━━━ COLLECTED MATERIAL ━━━

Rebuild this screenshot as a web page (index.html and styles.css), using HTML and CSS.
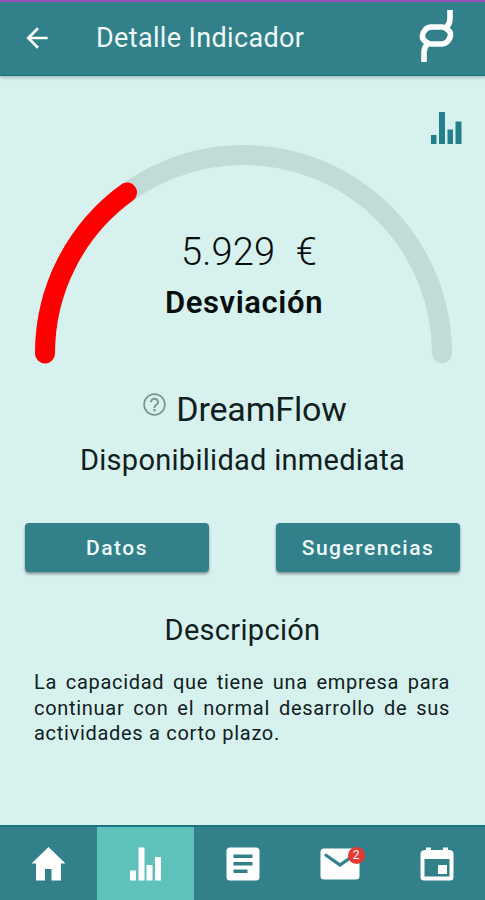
FILE: index.html
```html
<!DOCTYPE html>
<html lang="es">
<head>
<meta charset="utf-8">
<title>Detalle Indicador</title>
<link rel="stylesheet" href="styles.css">
</head>
<body>
<div class="app">
  <header class="header">
    <svg class="back" viewBox="0 0 24 24" width="32" height="32"><path fill="#fff" d="M20 11H7.830l5.590-5.590L12 4l-8 8 8 8 1.410-1.410L7.830 13H20v-2z"/></svg>
    <h1 class="title">Detalle Indicador</h1>
    <svg class="logo" viewBox="0 0 36 54" width="36" height="54"><g fill="none" stroke="#fff" stroke-width="5.600"><path d="M5 53V43Q5 38 9 34.500"/><path d="M12 35H23Q26 35 28.500 32.500T31.500 26.500T28.500 20.500T23 18H12Q9 18 6.500 20.500T3.500 26.500T6.500 32.500T12 35Z"/><path d="M31 1V10Q31 15 27 18.500"/></g></svg>
  </header>
  <main class="content">
    <div class="tools">
      <svg viewBox="0 0 32 34" width="32" height="34"><path fill="#24808a" d="M0 24h5.500v9H0zM8 1h6v32H8zM16.500 18.500H22V33h-5.500zM24.500 10.500h6V33h-6z"/></svg>
    </div>
    <section class="gauge">
      <svg class="arc" viewBox="0 0 420 220" width="420" height="220"><g fill="none" stroke-linecap="round" stroke-width="20"><path stroke="#c1dcd7" d="M10 208.500A198.500 198.500 0 0 1 407 208.500"/><path stroke="#f00" d="M10 208.500A198.500 198.500 0 0 1 92 47.500"/></g></svg>
      <div class="reading">
        <p class="value">5.929 <span class="unit">€</span></p>
        <p class="label">Desviación</p>
      </div>
    </section>
    <h2 class="name"><svg class="help" viewBox="0 0 24 24" width="27" height="27"><path fill="#7f9290" d="M11 18h2v-2h-2v2zm1-16C6.480 2 2 6.480 2 12s4.480 10 10 10 10-4.480 10-10S17.520 2 12 2zm0 18.400c-4.630 0-8.400-3.770-8.400-8.400S7.370 3.600 12 3.600s8.400 3.770 8.400 8.400-3.770 8.400-8.400 8.400zM12 6c-2.210 0-4 1.790-4 4h1.700c0-1.250 1.050-2.300 2.300-2.300s2.300 1.050 2.300 2.300c0 2-3.150 1.750-3.150 5h1.700c0-2.250 3.150-2.500 3.150-5 0-2.210-1.790-4-4-4z"/></svg><span>DreamFlow</span></h2>
    <p class="subtitle">Disponibilidad inmediata</p>
    <div class="actions">
      <button class="button">Datos</button>
      <button class="button">Sugerencias</button>
    </div>
    <h3 class="heading">Descripción</h3>
    <p class="description">La capacidad que tiene una empresa para continuar con el normal desarrollo de sus actividades a corto plazo.</p>
  </main>
  <nav class="nav">
    <a class="tab"><svg viewBox="0 0 36 34" width="36" height="34"><path fill="#fff" d="M17.500 0 34.500 16.500H30V33.500H20.500V22H14V33.500H5V16.500H.5z"/></svg></a>
    <a class="tab active"><svg viewBox="0 0 32 34" width="32" height="34"><path fill="#fff" d="M0 23.500h6v10H0zM8.500 .5h6v33h-6zM16.500 18h6v15.500h-6zM25 10h6v23.500h-6z"/></svg></a>
    <a class="tab"><svg viewBox="0 0 34 34" width="34" height="34"><path fill="#fff" fill-rule="evenodd" d="M4 .5H30Q33.500 .5 33.500 4V30Q33.500 33.500 30 33.500H4Q.5 33.500 .5 30V4Q.5 .5 4 .5zM7.500 7.500v3.500h19V7.500zM7.500 15v3.500h19V15zM7.500 22.500V26h14v-3.500z"/></svg></a>
    <a class="tab"><span class="mail"><svg viewBox="0 0 40 32" width="40" height="32"><rect x=".5" y=".5" width="39" height="31" rx="3.500" fill="#fff"/><path fill="none" stroke="#31808a" stroke-width="3.200" d="M5 6.500 20 17 35 6.500"/></svg><span class="badge">2</span></span></a>
    <a class="tab"><svg viewBox="0 0 34 34" width="34" height="34"><path fill="#fff" fill-rule="evenodd" d="M6 .5h5V3h12V.5h5V3h1.500Q33.500 3.500 33.500 7V30Q33.500 33.500 30 33.500H4Q.5 33.500 .5 30V7Q.5 3.500 4.500 3H6zM4.500 12v17.500h25V12zM18 18h9v9h-9z"/></svg></a>
  </nav>
</div>
</body>
</html>
```
FILE: styles.css
```css
* { box-sizing: border-box; }
body { margin: 0; font-family: Roboto, "Liberation Sans", sans-serif; color: #10201f; background: #d7f2ee; }
h1, h2, h3, p { margin: 0; font-weight: 400; white-space: nowrap; }
svg { display: block; flex: none; }
.app { display: flex; flex-direction: column; width: 485px; height: 900px; overflow: hidden; }
.header { display: flex; align-items: center; height: 76px; flex: none; padding: 0 30px 2px 21px; border-top: 2px solid #9750b8; border-bottom: 1px solid #1b7580; background: #31808a; box-shadow: 0 1px 4px rgba(0, 0, 0, .3); color: #effbfa; }
.title { margin-left: 43px; font-size: 27px; line-height: 36px; letter-spacing: .35px; }
.logo { margin: -4px 0 0 auto; }
.content { display: flex; flex-direction: column; flex: 1; padding: 35px 25px 0; }
.tools { display: flex; justify-content: flex-end; height: 34px; margin-right: -3px; }
.gauge { display: grid; height: 220px; margin-left: 10px; width: 420px; }
.arc { overflow: visible; }
.arc, .reading { grid-area: 1 / 1; }
.reading { padding-top: 84px; width: 418px; text-align: center; color: #050d0d; }
.value { padding-left: 10px; font-size: 38px; line-height: 46px; font-weight: 300; letter-spacing: .2px; }
.unit { margin-left: 11px; }
.label { margin-top: 6px; font-size: 31px; line-height: 44px; font-weight: 600; letter-spacing: .6px; }
.name { display: flex; justify-content: center; gap: 8px; margin: 22px -3px 0 0; font-size: 34px; line-height: 44px; letter-spacing: -.15px; }
.help { margin-top: 4px; }
.subtitle { margin-top: 11px; text-align: center; font-size: 29px; line-height: 36px; letter-spacing: .28px; }
.actions { display: flex; justify-content: space-between; margin-top: 45px; }
.button { width: 184px; height: 49px; padding: 0; border: 0; border-radius: 4px; background: #31808a; color: #effbfa; font: 500 21px Roboto, "Liberation Sans", sans-serif; letter-spacing: 1.500px; box-shadow: 0 2px 3px rgba(0, 0, 0, .4); }
.heading { margin-top: 40px; text-align: center; font-size: 29px; line-height: 36px; letter-spacing: .3px; }
.description { width: 416px; margin: 22px 0 0 9px; font-size: 20px; line-height: 25.600px; letter-spacing: .7px; text-align: justify; white-space: normal; }
.nav { display: grid; grid-template-columns: repeat(5, 1fr); height: 75px; flex: none; border-top: 2px solid #1b7580; background: #31808a; }
.tab { display: flex; align-items: center; justify-content: center; padding-top: 1px; }
.active { background: #5ec2ba; }
.mail { position: relative; }
.badge { position: absolute; top: -1px; right: -5px; width: 17px; height: 17px; border-radius: 50%; background: #e53935; color: #fff; font-size: 12px; line-height: 17px; text-align: center; }
```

━━━

● PROBLEM TO WORK ON: Copy each line above that contains the word "index".

● WRITTEN RESPONSE:
Rebuild this screenshot as a web page (index.html and styles.css), using HTML and CSS.
FILE: index.html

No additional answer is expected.